What are the nuclear reactor materials concerned? 

​“The core of a nuclear facility is composed of countless parts and equipment, with each representing an area of investigation for material specialists”, said Benoit Tanguy​, Department of Nuclear Materials (DMN) project manager at the CEA Nuclear Energy Division . First of all, there is the cladding, which is composed of long tubes with closed ends in which the fuel pellets are inserted. “They are made of zirconium alloy”. Next come the 'internal structures' comprising metal parts, partitions, reinforcements and various screws which hold them in place. “These are made of austenitic stainless steel”. Finally, there is the reactor vessel, weighing 330 to 450 tonnes depending on the plant series: “this is made of a low-alloy ferritic steel but is protected against corrosion on the inside by a coating of austenitic stainless steel”. Of these three core components, EDF only changes the fuel assemblies on a regular basis when the spent fuel is removed and replaced with new fuel. Apart from some of the screws, the internal structures and vessels - installed at the time of the building’s construction - are designed to stay there permanently. In the first 900 MWe PWRs, some of these parts have been in place for 37 years!

Speeding up the ageing process of materials to better model it

These non-moving components, internal structures and vessels are they able to withstand the possible extension of the plant's operating life? One of the Department of Nuclear Materials' tasks is to help build up the scientific information which will allow us to answer this question. As part of their ten-yearly inspection, each reactor is the subject of a file submitted to the ASN to justify its operation for a further decade. “The CEA is called in to help operators provide the necessary technical arguments for the vessel and internal structures”. This involves collecting material data on the ageing of these parts, for example by conducting experimental irradiations, in order to assess their properties after fifty years. At EDF’s request, the CEA teams have already started collecting information to meet the next ten-yearly inspection deadline: the sixty-year one! It is then a question of checking that the vessel’s material properties do not evolve to the point where the vessel’s integrity is called into question in the event of an accident. “We need to produce models describing how the properties of irradiated steel will evolve over the course of these 60 years”. How? By experimenting! To reproduce the stress experienced by the material inside a core, researchers age the material rapidly by subjecting it to a neutron flux in research reactors, which is higher than in reality. They then characterise the mechanical properties and microstructures of these samples at the LECI laboratory. “Added to this are a whole battery of tests conducted on metals that are not irradiated by neutrons. These can be conducted on the DMN JANNuS facility, or in collaboration with colleagues from other CEA Nuclear Energy Division departments (Physical Chemistry Department (DPC) and Department for Modelling Systems and Structures (DM2S)). The aim being to resolve a particular problem such as the mechanical strength of steels or their resistance to corrosion”.

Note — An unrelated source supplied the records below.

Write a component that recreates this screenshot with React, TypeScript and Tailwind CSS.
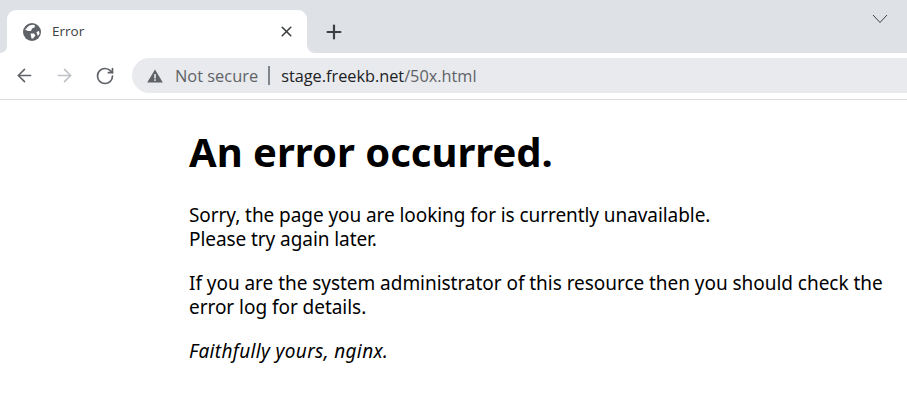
import React from 'react';
import { X, Plus, ArrowLeft, ArrowRight, RotateCw } from 'lucide-react';

const uiFont = "font-['Open_Sans','Noto_Sans',sans-serif]";

export default function App() {
  return (
    <div className="w-[907px] h-[405px] bg-white overflow-hidden">
      {/* Tab strip */}
      <div className="h-[53px] bg-[#dee1e6] flex items-end pl-[7px] pr-[18px]">
        <div className="relative w-[300px] h-[43px] bg-white rounded-t-[9px] flex items-center pl-[16px] pr-[13px]">
          {/* flared tab corners */}
          <span className="absolute -left-[7px] bottom-0 w-[7px] h-[7px] bg-white">
            <span className="block w-full h-full bg-[#dee1e6] rounded-br-[7px]" />
          </span>
          <span className="absolute -right-[8px] bottom-0 w-[8px] h-[8px] bg-white">
            <span className="block w-full h-full bg-[#dee1e6] rounded-bl-[8px]" />
          </span>
          <svg width="18" height="18" viewBox="0 0 18 18" className="shrink-0">
            <circle cx="9" cy="9" r="9" fill="#5f6368" />
            <path d="M2 6.5 C4 5 5 3.5 6.5 2.5 C9 1.5 11 1.5 12 2.5 L11.5 4.5 L9 5.5 L8 8 L5 8 Z" fill="#fff" />
            <path d="M7.5 10.5 L11 10.5 L12.5 12.5 L10 15.5 L8.5 15.5 L8 13 Z" fill="#fff" />
            <path d="M13.5 9 L16 8 L16.5 10.5 L15 13 L14 11 Z" fill="#fff" />
          </svg>
          <span className={`${uiFont} ml-[11px] text-[13.5px] text-[#3c4043] flex-1`}>Error</span>
          <X size={17} strokeWidth={2.3} className="text-[#3c4043] -mr-[1px]" />
        </div>
        <div className="h-[43px] flex items-center ml-[16px]">
          <Plus size={22} strokeWidth={2.4} className="text-[#3c4043]" />
        </div>
        <div className="h-[53px] ml-auto pt-[14px]">
          <svg width="16" height="10" viewBox="0 0 16 10" className="mr-[1px]">
            <path d="M1 1 L8 8.5 L15 1" fill="none" stroke="#3c4043" strokeWidth="1" />
          </svg>
        </div>
      </div>
      {/* Toolbar */}
      <div className="h-[47px] bg-white border-b border-[#dadce0] flex items-start pt-[5px] pl-[14px]">
        <div className="h-[35px] flex items-center gap-[20px]">
          <ArrowLeft size={21} strokeWidth={1.8} className="text-[#5f6368]" />
          <ArrowRight size={21} strokeWidth={1.8} className="text-[#bdc1c6] -ml-[1px]" />
          <RotateCw size={20} strokeWidth={2} className="text-[#5f6368]" />
        </div>
        <div className="ml-[17px] flex-1 h-[35px] bg-[#e8eaed] rounded-l-full flex items-center pl-[15px]">
          <svg width="16" height="14" viewBox="0 0 16 14" className="shrink-0">
            <path d="M8 0.5 L15.8 13.5 L0.2 13.5 Z" fill="#5f6368" />
            <rect x="7.2" y="5" width="1.6" height="4.5" fill="#e8eaed" />
            <rect x="7.2" y="10.3" width="1.6" height="1.6" fill="#e8eaed" />
          </svg>
          <span className={`${uiFont} ml-[12px] text-[16.4px] leading-[24px] pt-[1px] text-[#5f6368]`}>Not secure</span>
          <span className="ml-[10px] w-[2px] h-[19px] bg-[#80868b]" />
          <span className={`${uiFont} ml-[11px] text-[16.3px] leading-[24px] pt-[1px] text-[#202124]`}>
            stage.freekb.net<span className="text-[#5f6368]">/50x.html</span>
          </span>
        </div>
      </div>
      {/* Page */}
      <div className="ml-[189px] w-[700px] text-[19px] leading-[24px] tracking-[-0.07px] text-black font-['Noto_Sans',sans-serif]">
        <h1 className="text-[40px] leading-[47px] tracking-normal font-bold mt-[28px] mb-[28px]">An error occurred.</h1>
        <p className="mb-[20px]">
          Sorry, the page you are looking for is currently unavailable.
          <br />
          Please try again later.
        </p>
        <p className="mb-[20px] tracking-[-0.04px]">
          If you are the system administrator of this resource then you should check the error log for details.
        </p>
        <p className="italic tracking-[0.35px]">Faithfully yours, nginx.</p>
      </div>
    </div>
  );
}
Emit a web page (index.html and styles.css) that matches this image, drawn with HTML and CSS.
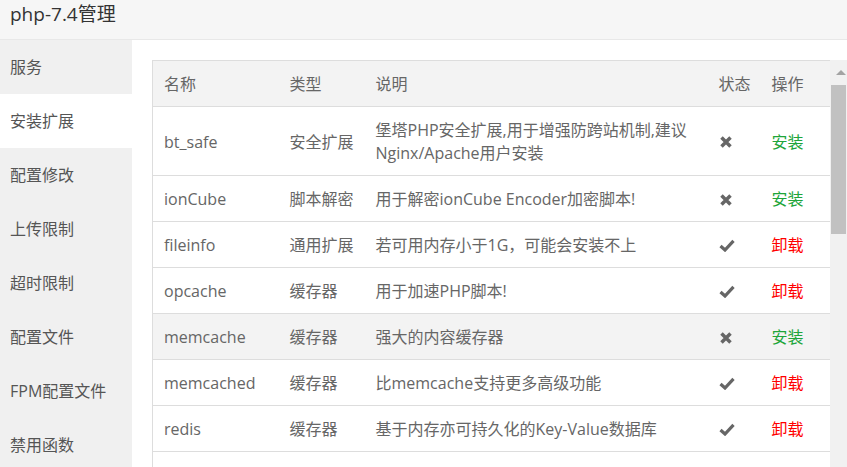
FILE: index.html
```html
<!DOCTYPE html>
<html lang="zh-CN">
<head>
<meta charset="utf-8">
<title>php-7.4管理</title>
<link rel="stylesheet" href="styles.css">
</head>
<body>
<div class="window">
  <div class="titlebar">php-7.4管理</div>
  <div class="main">
    <nav class="menu">
      <p class="item">服务</p>
      <p class="item active">安装扩展</p>
      <p class="item">配置修改</p>
      <p class="item">上传限制</p>
      <p class="item">超时限制</p>
      <p class="item">配置文件</p>
      <p class="item">FPM配置文件</p>
      <p class="item">禁用函数</p>
    </nav>
    <section class="content">
      <div class="scrollbox">
        <div class="tablewrap">
          <table class="ext">
            <colgroup>
              <col class="c-name"><col class="c-type"><col class="c-desc"><col class="c-state"><col class="c-op">
            </colgroup>
            <thead>
              <tr><th>名称</th><th>类型</th><th>说明</th><th>状态</th><th>操作</th></tr>
            </thead>
            <tbody>
              <tr>
                <td>bt_safe</td><td>安全扩展</td>
                <td>堡塔PHP安全扩展,用于增强防跨站机制,建议<br>Nginx/Apache用户安装</td>
                <td><svg class="ico-x" viewBox="0 0 14 12"><path d="M2.5 1.5 L11.5 10.5 M11.5 1.5 L2.5 10.5"/></svg></td>
                <td><a class="install">安装</a></td>
              </tr>
              <tr>
                <td>ionCube</td><td>脚本解密</td><td>用于解密ionCube Encoder加密脚本!</td>
                <td><svg class="ico-x" viewBox="0 0 14 12"><path d="M2.5 1.5 L11.5 10.5 M11.5 1.5 L2.5 10.5"/></svg></td>
                <td><a class="install">安装</a></td>
              </tr>
              <tr>
                <td>fileinfo</td><td>通用扩展</td><td>若可用内存小于1G，可能会安装不上</td>
                <td><svg class="ico-ok" viewBox="0 0 16 13"><path d="M1.5 7 L6 11 L14.5 1.8"/></svg></td>
                <td><a class="remove">卸载</a></td>
              </tr>
              <tr>
                <td>opcache</td><td>缓存器</td><td>用于加速PHP脚本!</td>
                <td><svg class="ico-ok" viewBox="0 0 16 13"><path d="M1.5 7 L6 11 L14.5 1.8"/></svg></td>
                <td><a class="remove">卸载</a></td>
              </tr>
              <tr class="hover">
                <td>memcache</td><td>缓存器</td><td>强大的内容缓存器</td>
                <td><svg class="ico-x" viewBox="0 0 14 12"><path d="M2.5 1.5 L11.5 10.5 M11.5 1.5 L2.5 10.5"/></svg></td>
                <td><a class="install">安装</a></td>
              </tr>
              <tr>
                <td>memcached</td><td>缓存器</td><td>比memcache支持更多高级功能</td>
                <td><svg class="ico-ok" viewBox="0 0 16 13"><path d="M1.5 7 L6 11 L14.5 1.8"/></svg></td>
                <td><a class="remove">卸载</a></td>
              </tr>
              <tr>
                <td>redis</td><td>缓存器</td><td>基于内存亦可持久化的Key-Value数据库</td>
                <td><svg class="ico-ok" viewBox="0 0 16 13"><path d="M1.5 7 L6 11 L14.5 1.8"/></svg></td>
                <td><a class="remove">卸载</a></td>
              </tr>
              <tr class="partial">
                <td></td><td></td><td></td>
                <td><svg class="ico-ok" viewBox="0 0 16 13"><path d="M1.5 7 L6 11 L14.5 1.8"/></svg></td>
                <td></td>
              </tr>
            </tbody>
          </table>
        </div>
        <div class="scrollbar">
          <div class="sb-up"><span class="sb-arrow"></span></div>
          <div class="sb-thumb"></div>
        </div>
      </div>
    </section>
  </div>
</div>
</body>
</html>
```

FILE: styles.css
```css
html, body {
  margin: 0;
  padding: 0;
  background: #fff;
}
body {
  font-family: "Open Sans", "Noto Sans CJK SC", sans-serif;
  color: #666;
  overflow: hidden;
}
.window {
  width: 847px;
  height: 467px;
  display: flex;
  flex-direction: column;
  overflow: hidden;
}
.titlebar {
  flex: 0 0 auto;
  height: 40px;
  box-sizing: border-box;
  background: #f6f6f6;
  border-bottom: 1px solid #e8e8e8;
  padding-left: 10px;
  font-size: 19px;
  line-height: 28px;
  color: #333;
}
.main {
  flex: 1;
  min-height: 0;
  display: flex;
}
.menu {
  width: 132px;
  flex: 0 0 132px;
  background: #f0f0f0;
}
.item {
  margin: 0;
  height: 54px;
  line-height: 55px;
  padding-left: 10px;
  font-size: 16px;
  color: #555;
  white-space: nowrap;
}
.item.active {
  background: #fff;
}
.content {
  flex: 1;
  min-width: 0;
  padding: 20px 0 0 20px;
}
.scrollbox {
  display: flex;
  height: 100%;
  overflow: hidden;
}
.tablewrap {
  width: 678px;
  flex: 0 0 678px;
}
.ext {
  width: 678px;
  table-layout: fixed;
  border-collapse: collapse;
  border: 1px solid #ddd;
  font-size: 16px;
  line-height: 23px;
  color: #666;
}
.c-name { width: 125px; }
.c-type { width: 86px; }
.c-desc { width: 343px; }
.c-state { width: 53px; }
.c-op { width: 71px; }
.ext th, .ext td {
  padding: 12px 0 10px 12px;
  border-bottom: 1px solid #ddd;
  text-align: left;
  vertical-align: middle;
  font-weight: normal;
  white-space: nowrap;
}
.ext th:first-child, .ext td:first-child {
  padding-left: 11px;
}
.ext thead tr {
  background: #f3f3f3;
}
.ext tr.hover {
  background: #f3f3f3;
}
.ext tr.partial td {
  height: 23px;
}
.ext svg {
  display: block;
  fill: none;
  stroke: #666;
}
.ico-x {
  width: 14px;
  height: 12px;
  stroke-width: 3.5;
}
.ico-ok {
  width: 16px;
  height: 13px;
  stroke-width: 3.2;
}
.install {
  color: #20a53a;
}
.remove {
  color: #f00;
}
.scrollbar {
  width: 17px;
  flex: 0 0 17px;
  background: #f1f1f1;
}
.sb-up {
  height: 25px;
  box-sizing: border-box;
  padding-top: 10px;
}
.sb-arrow {
  display: block;
  width: 0;
  height: 0;
  margin-left: 6px;
  border-left: 5px solid transparent;
  border-right: 5px solid transparent;
  border-bottom: 5px solid #a3a3a3;
}
.sb-thumb {
  height: 149px;
  margin: 0 1px;
  background: #c1c1c1;
}
```
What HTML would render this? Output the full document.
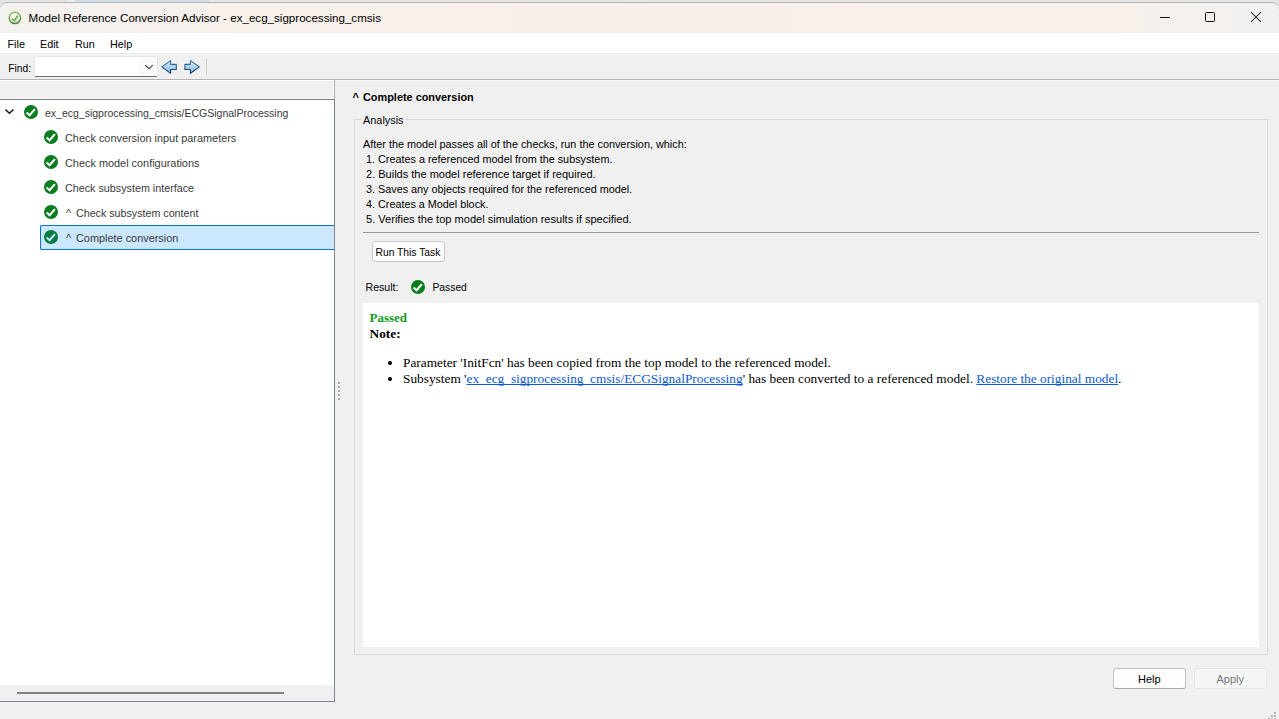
<!DOCTYPE html>
<html><head><meta charset="utf-8">
<style>
*{margin:0;padding:0;box-sizing:border-box}
html,body{width:1279px;height:719px;overflow:hidden;background:#f0f0f0;font-family:"Liberation Sans",sans-serif;color:#000}
.abs{position:absolute}
.t{position:absolute;white-space:nowrap;line-height:1}
#desk{left:0;top:0;width:1279px;height:6px;background:#e4e4e4}
#title{left:0;top:2px;width:1279px;height:31px;background:linear-gradient(90deg,#f4f2f0,#f7f0eb 18%,#f8efea 50%,#f7f0eb 88%,#f3f1ef 97%);border-top:1px solid #b4b4b4;border-radius:7px 7px 0 0}
#menu{left:0;top:33px;width:1279px;height:20px;background:#fff}
#menusep{left:0;top:53px;width:1279px;height:1px;background:#e6e6e6}
#menusep2{left:0;top:54px;width:1279px;height:1px;background:#f9f9f9}
#toolsep{left:0;top:79px;width:1279px;height:1px;background:#b2b2b2}
#tree{left:0;top:99px;width:335px;height:603px;background:#fff;border-top:1px solid #7c8491;border-right:1px solid #7c8491;border-bottom:1px solid #7c8491}
#hscroll{left:0;top:685px;width:334px;height:16px;background:#f0f0f0}
#hthumb{left:17px;top:692px;width:267px;height:2px;background:#808080}
.chk{position:absolute;width:14px;height:14px}
#sel{left:40px;top:225px;width:294px;height:25px;background:#cce8ff;border:1px solid #0a73d3;border-right:none;border-radius:2px 0 0 2px}
#grp{left:354px;top:119px;width:914px;height:536px;border:1px solid #d9d9d9}
#report{left:363px;top:303px;width:896px;height:344px;background:#fff}
.btn{position:absolute;background:#fdfdfd;border:1px solid #c8c8c8;border-radius:3px}
.serif{font-family:"Liberation Serif",serif}
a{color:#0c5bd0;text-decoration:underline;text-decoration-skip-ink:none}
.tr{font-size:10.9px;color:#3a3a3a}
.an{font-size:10.9px}
</style></head><body>
<div id="desk" class="abs"></div>
<div class="abs" style="left:67px;top:0;width:8px;height:3px;background:#ececec"></div><div class="abs" style="left:75px;top:0;width:134px;height:3px;background:#d0dce7"></div>
<div id="title" class="abs"></div>
<svg class="abs" style="left:8px;top:10.5px" width="14" height="14" viewBox="0 0 14 14">
<defs><radialGradient id="gi" cx="0.4" cy="0.35" r="0.75"><stop offset="0" stop-color="#ffffff"/><stop offset="0.6" stop-color="#e8e8ec"/><stop offset="1" stop-color="#b9b9c2"/></radialGradient>
<linearGradient id="gr" x1="0" y1="0" x2="0" y2="1"><stop offset="0" stop-color="#8cc152"/><stop offset="1" stop-color="#4f8236"/></linearGradient></defs>
<circle cx="6.9" cy="6.9" r="5.7" fill="url(#gi)" stroke="url(#gr)" stroke-width="1.4"/>
<path d="M4 7.6 L6.3 10 L9.8 4.5" fill="none" stroke="#74b347" stroke-width="1.7"/>
</svg>
<div class="t" style="left:28.5px;top:11.9px;font-size:11.6px">Model Reference Conversion Advisor - ex_ecg_sigprocessing_cmsis</div>
<div class="abs" style="left:1160px;top:17px;width:10px;height:1px;background:#111"></div>
<div class="abs" style="left:1205px;top:12px;width:10px;height:10px;border:1px solid #111;border-radius:1.5px"></div>
<svg class="abs" style="left:1250px;top:11px" width="12" height="12" viewBox="0 0 12 12"><path d="M1 1L11 11M11 1L1 11" stroke="#111" stroke-width="1.05"/></svg>

<div id="menu" class="abs"></div>
<div id="menusep" class="abs"></div>
<div id="menusep2" class="abs"></div>
<div class="t" style="left:7.5px;top:38.7px;font-size:10.8px">File</div>
<div class="t" style="left:40px;top:38.7px;font-size:10.8px">Edit</div>
<div class="t" style="left:75px;top:38.7px;font-size:10.8px">Run</div>
<div class="t" style="left:110px;top:38.7px;font-size:10.8px">Help</div>

<div id="toolsep" class="abs"></div>
<div class="t" style="left:8.3px;top:64.1px;font-size:10.3px">Find:</div>
<div class="abs" style="left:34px;top:56px;width:124px;height:21px;background:#fff;border:1px solid #e6e6e6;border-bottom:1px solid #707070;border-radius:3px 3px 2px 2px"></div>
<div class="abs" style="left:139px;top:57px;width:18px;height:19px;background:#f9f9f9"></div>
<svg class="abs" style="left:144px;top:64px" width="10" height="6" viewBox="0 0 10 6"><path d="M1.2 1.1L5 4.7L8.8 1.1" fill="none" stroke="#444" stroke-width="1.25"/></svg>
<svg width="0" height="0" style="position:absolute"><defs>
<linearGradient id="gs" x1="0" y1="0" x2="0" y2="1"><stop offset="0" stop-color="#3f74a6"/><stop offset="1" stop-color="#0c325c"/></linearGradient>
<linearGradient id="ga" x1="0" y1="0" x2="0" y2="1"><stop offset="0" stop-color="#e2f1fc"/><stop offset="0.45" stop-color="#b0d5ef"/><stop offset="1" stop-color="#86bbe2"/></linearGradient>
</defs></svg>
<svg class="abs" style="left:160px;top:59px" width="18" height="16" viewBox="0 0 18 16">
<path d="M1.8 7.9 L10.6 1.6 L10.6 5.35 L16.3 5.35 L16.3 10.4 L10.6 10.4 L10.6 14.3 Z" fill="url(#ga)" stroke="url(#gs)" stroke-width="1.05" stroke-linejoin="round"/>
</svg>
<svg class="abs" style="left:183px;top:59px" width="18" height="16" viewBox="0 0 18 16">
<path d="M16.4 7.9 L7.4 1.6 L7.4 5.35 L1.9 5.35 L1.9 10.4 L7.4 10.4 L7.4 14.3 Z" fill="url(#ga)" stroke="url(#gs)" stroke-width="1.05" stroke-linejoin="round"/>
</svg>
<div class="abs" style="left:206px;top:59px;width:1px;height:16px;background:#cfcfcf"></div>

<div class="abs" style="left:0;top:80px;width:1279px;height:1px;background:#f6f6f6"></div><div class="abs" style="left:0;top:80px;width:334px;height:1px;background:#fcfcfc"></div><div class="abs" style="left:333px;top:80px;width:1px;height:19px;background:#fafafa"></div><div class="abs" style="left:0;top:98px;width:334px;height:1px;background:#f7f7f7"></div><div class="abs" style="left:334px;top:80px;width:1px;height:19px;background:#acacac"></div>
<div id="tree" class="abs"></div>
<div id="hscroll" class="abs"></div>
<div id="hthumb" class="abs"></div>
<div id="sel" class="abs"></div>
<svg class="abs" style="left:4px;top:108px" width="11" height="7" viewBox="0 0 11 7"><path d="M1.4 1.5L5.45 5.2L9.4 1.5" fill="none" stroke="#111" stroke-width="1.5"/></svg>

<svg width="0" height="0" style="position:absolute"><defs>
<symbol id="ok" viewBox="0 0 14 14"><circle cx="7" cy="7" r="7" fill="#0a7d1f"/><path d="M2.6 7.5 L5.6 10.2 L10.9 4.1" fill="none" stroke="#fff" stroke-width="2.1"/></symbol>
<symbol id="oksel" viewBox="0 0 14 14"><circle cx="7" cy="7" r="7" fill="#087b3e"/><path d="M2.6 7.5 L5.6 10.2 L10.9 4.1" fill="none" stroke="#c8e4fa" stroke-width="2.1"/></symbol>
</defs></svg>
<svg class="chk" style="left:24px;top:105px"><use href="#ok"/></svg>
<svg class="chk" style="left:44px;top:130px"><use href="#ok"/></svg>
<svg class="chk" style="left:44px;top:155px"><use href="#ok"/></svg>
<svg class="chk" style="left:44px;top:180px"><use href="#ok"/></svg>
<svg class="chk" style="left:44px;top:205px"><use href="#ok"/></svg>
<svg class="chk" style="left:44px;top:230px"><use href="#oksel"/></svg>

<div class="t tr" style="left:45px;top:108.1px;font-size:10.5px">ex_ecg_sigprocessing_cmsis/ECGSignalProcessing</div>
<div class="t tr" style="left:65px;top:132.8px">Check conversion input parameters</div>
<div class="t tr" style="left:65px;top:157.8px">Check model configurations</div>
<div class="t tr" style="left:65px;top:182.8px;font-size:10.75px">Check subsystem interface</div>
<div class="t tr" style="left:66px;top:207.8px">^</div><div class="t tr" style="left:76px;top:207.9px;font-size:10.7px">Check subsystem content</div>
<div class="t tr" style="left:66px;top:232.8px">^</div><div class="t tr" style="left:76px;top:232.8px">Complete conversion</div>

<div class="abs" style="left:338px;top:382px;width:2px;height:2px;background:#a9a9a9"></div>
<div class="abs" style="left:338px;top:386px;width:2px;height:2px;background:#a9a9a9"></div>
<div class="abs" style="left:338px;top:390px;width:2px;height:2px;background:#a9a9a9"></div>
<div class="abs" style="left:338px;top:394px;width:2px;height:2px;background:#a9a9a9"></div>
<div class="abs" style="left:338px;top:398px;width:2px;height:2px;background:#a9a9a9"></div>

<div class="t" style="left:352.5px;top:91.5px;font-size:10.9px;font-weight:bold">^</div><div class="t" style="left:363px;top:91.5px;font-size:10.9px;font-weight:bold">Complete conversion</div>
<div id="grp" class="abs"></div>
<div class="abs" style="left:362px;top:113px;width:43px;height:12px;background:#f0f0f0"></div>
<div class="t an" style="left:363px;top:114.7px">Analysis</div>
<div class="t an" style="left:363px;top:138.5px;font-size:10.85px">After the model passes all of the checks, run the conversion, which:</div>
<div class="t an" style="left:366px;top:153.5px;font-size:10.82px">1. Creates a referenced model from the subsystem.</div>
<div class="t an" style="left:366px;top:168.5px;font-size:11.03px">2. Builds the model reference target if required.</div>
<div class="t an" style="left:366px;top:183.5px;font-size:10.82px">3. Saves any objects required for the referenced model.</div>
<div class="t an" style="left:366px;top:198.7px;font-size:10.81px">4. Creates a Model block.</div>
<div class="t an" style="left:366px;top:213.7px;font-size:11.07px">5. Verifies the top model simulation results if specified.</div>
<div class="abs" style="left:363px;top:232px;width:896px;height:1px;background:#999999"></div>
<div class="btn" style="left:372px;top:241px;width:73px;height:21px"></div>
<div class="t" style="left:375.5px;top:247.6px;font-size:10.3px">Run This Task</div>
<div class="t" style="left:365.5px;top:281.9px;font-size:10.6px">Result:</div>
<svg class="chk" style="left:411px;top:280px"><use href="#ok"/></svg>
<div class="t" style="left:432.5px;top:283px;font-size:10.3px">Passed</div>

<div id="report" class="abs"></div>
<div class="t serif" style="left:369.5px;top:311px;font-size:13px;font-weight:bold;color:#109c22">Passed</div>
<div class="t serif" style="left:369.5px;top:326.7px;font-size:13.33px;font-weight:bold">Note:</div>
<div class="abs" style="left:387.8px;top:360.8px;width:4.5px;height:4.5px;border-radius:50%;background:#000"></div>
<div class="abs" style="left:387.8px;top:376.8px;width:4.5px;height:4.5px;border-radius:50%;background:#000"></div>
<div class="t serif" style="left:403px;top:355.6px;font-size:13.33px">Parameter 'InitFcn' has been copied from the top model to the referenced model.</div>
<div class="t serif" style="left:403px;top:371.6px;font-size:13.33px">Subsystem '<a>ex_ecg_sigprocessing_cmsis/ECGSignalProcessing</a>' has been converted to a referenced model. <a>Restore the original model</a>.</div>

<div class="btn" style="left:1113px;top:668px;width:73px;height:21px;border-color:#c4c4c4;border-bottom-color:#a9a9a9"></div>
<div class="t" style="left:1138px;top:673.7px;font-size:11px">Help</div>
<div class="btn" style="left:1194px;top:668px;width:73px;height:21px;background:#f5f5f5;border-color:#e6e6e6"></div>
<div class="t" style="left:1216.5px;top:673.7px;font-size:11px;color:#7a7a7a">Apply</div>
<svg class="abs" style="left:1265px;top:710px" width="12" height="12" viewBox="0 0 12 12"><g fill="#b4b4b4"><rect x="9" y="2" width="2" height="2"/><rect x="6" y="5" width="2" height="2"/><rect x="9" y="5" width="2" height="2"/><rect x="3" y="8" width="2" height="2"/><rect x="6" y="8" width="2" height="2"/><rect x="9" y="8" width="2" height="2"/></g></svg>
</body></html>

Foreseeing the normal wear of materials

Over and above its contribution to the regulatory files drawn up by power plant operators, the CEA Department of Nuclear Materials conducts other research. This may consist in checking that the ageing of samples in experimental reactors is typical of what would happen over the long term in a PWR. Or to supply data which will facilitate the replacement of internal screws which may fail due to a combination of mechanical stress, corrosion and neutron embrittlement. This is why EDF has launched regular campaigns to replace some of them, and conducted other research in order to better understand the phenomenon and anticipate when they are likely to fail. Finally, the Department of Nuclear Materials is also interested in the problem of swelling. “We need to look at whether irradiation over more than 40 years can result in swelling inside PWRs, as has occurred in fast reactors, and find out how to minimise this phenomenon where necessary.”

Studying cladding behaviour in accident conditions

Research on cladding focuses on improving the performance and operability of reactors. It also analyses how they behave in the event of an accident to make sure that nuclear safety is at its best. “One of the objectives is to find solutions to minimise the damage caused to the reactor by loss of coolant after a break in the primary system”, explained Jean-Christophe Brachet, international expert at the CEA, giving as an illustration the nuclear accident at the Fukushima Daiichi NPP when the cladding was unable to withstand the core temperature rising to 1,000°C within the space of a few minutes. “The cladding’s internal pressure suddenly increases. It can explode and then, if the cooling systems are not working (which was unfortunately the case at Fukushima), it can shatter and form, together with the fuel it contains, a radioactive magma which is extremely difficult to cool: corium. Moreover, the zirconium alloy of cladding oxidises and releases hydrogen, which increases the risk of explosion. Hence the idea of ensuring that the cladding can maintain its integrity for several more hours or even days, and also that it oxidises as slowly as possible” the expert concluded. The CEA has examined two types of solutions which have led to the registering of patents. The first consists in coating the existing zirconium alloy cladding with a chromium-based substance to reduce its oxidation rate in this type of environment by a factor of 10 to 20. The second, which is even more of a technological breakthrough and will therefore take longer to implement, aims at manufacturing new cladding using a material originally designed for Generation IV reactors: a composite material based on braided silicon carbide fibres, interspersed with a metal layer to ensure leaktightness.